Further NW of the USB and MSZ the Mississippian flysch (Kulm facies) is thrusted over lower foreland plate. This region, referred to as Fore-Sudetic Monocline (FSM), is a classical petroleum province with dry Nitrogen-rich gas accumulated in the Rotliegend reservoir. The Lower Carboniferous (Upper Visean/NamurianA) flysch of the FSM locally contains tight gas accumulations (NW of Wroclaw city). The source rock is few hundred meters thick shale (2.0-2.5 % TOC at average) interbedded with tight sandstone. Gas is dry (source rock maturity – 1.3-1.8 % Ro). The concept originally based on legacy wells was currently verified with one new vertical exploration well (no fracturing test yet). The mayor risk factor in this case remains tectonic deformation (fold and thrust belt) and uncertain lateral continuation of the paly.

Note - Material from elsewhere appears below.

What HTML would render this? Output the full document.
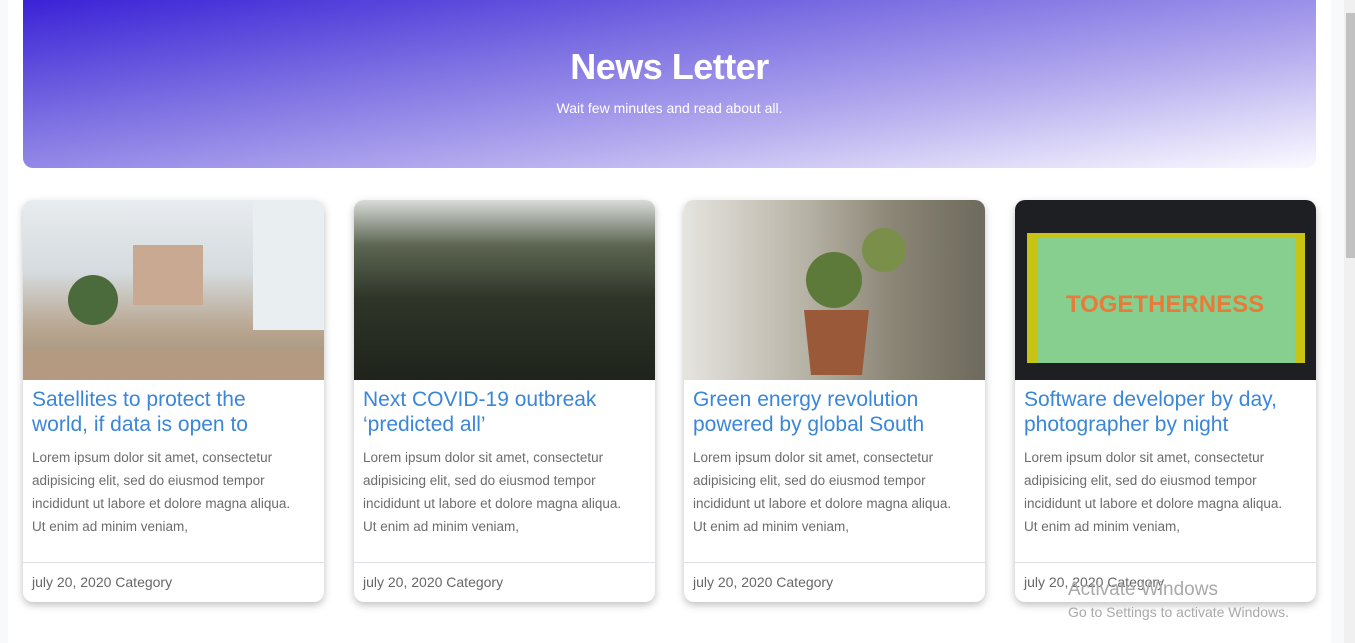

The same type of sediments continues however on a large area of western and southern Poland, including previously discussed the USB and the MSZ.

In the FSM region the early Mississippian pre-flysch organic- and kaolinite-rich shale of the lower plate might be regarded as a target for shale gas exploration. This formation was deposited on the basin slope of Laurussia passive margin, however due to competent rheology during deformation become one of the detachment levels and thus is present both beneath thrust complex, as well as is tectonically incorporated into it. Very high thickness (c.a. 1000m), good geochemical characteristics, dry-gas window thermal maturity and large lateral extension are advantages of this formation as a shale gas exploration target. However high burial depth and/or tectonic deformation might locally limit its potential. Due to here proposed interpretation this shale formation could be a source rock for conventional gas accumulated in the Rotliegend at the FSM, rather than previously anticipated for this role the flysch shale or the local small remains of Upper Carboniferous coal.